Целый спектр психических оттенков, целая гамма душевных настроений!.. Но все же мы не можем сказать вместе с г. А. Веселовским{101}, будто «в них все оттенки жизни, все стремления, надежды и все слабости современной женщины». Нет! У Ибсена и в этой области есть громадный пробел.
Действительность последних десятилетий выдвинула новую женщину, которая тремя головами выше не только Норы, порывающей с мужем вследствие пробуждающегося сознания личного достоинства, но и Норы дальнейшего периода, отдающей свои силы горячей борьбе за женскую эмансипацию.
Эта новая женщина высоко над вопросом о положении женщины привилегированного класса поставила вопрос социальный, вопрос об осуществлении тех форм общественности, при которых не сможет иметь места не только подчинение женщины мужчине, но и вообще подчинение человека человеку. Рука об руку с мужчиной она – не в старой роли вдохновительницы мужа, брата или сына, а в качестве их равноправного боевого товарища – борется за осуществление лучших идеалов современности. Этой женщины Ибсен не знал.
Теперь уже прошло время как мистического культа ибсеновой символики, так и той наглой «критической», «научно-физиологической» и иной брани по адресу великого норвежца, в которой так хорошо набил руку Макс Нордау{102}.

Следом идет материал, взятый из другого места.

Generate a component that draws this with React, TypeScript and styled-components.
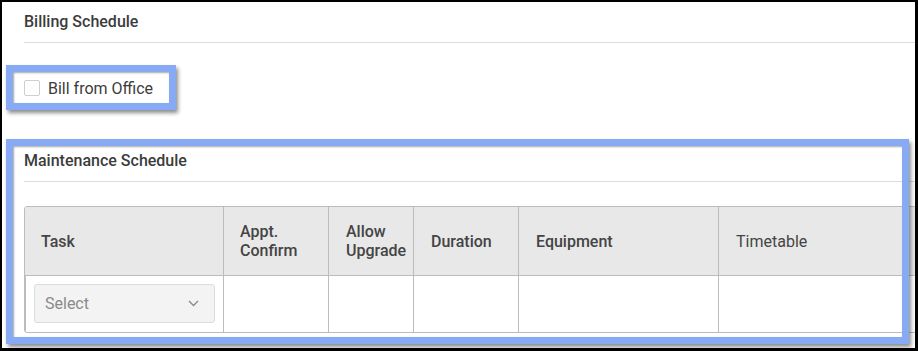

История европейского общественного сознания никогда не забудет тех пощечин, тех поистине славных пощечин, которые Ибсен нанес чисто вымытой, хорошо причесанной и блещущей самодовольством мещанской физиономии. Пусть Ибсен не указывает идеалов впереди, пусть даже его критика настоящего далеко не всегда исходит из надлежащей точки зрения, – он все же рукою гениального мастера оголил перед нами мещанскую душу и показал, сколько внутренней дрянности лежит в основе мещанской благопристойности и добропорядочности. Когда вглядываешься в неподражаемые мещанские образы, созданные в лучшие моменты его творческой работы, – невольно приходит в голову мысль, что стоило в одном-двух местах чуть-чуть сильнее нажать кисть, прибавить два-три едва заметных штриха, и социальный тип высочайшего реализма превратился бы в глубокую социальную сатиру.
«Восточное Обозрение» NN 121, 122, 126, 3, 4, 9 июня 1901 г.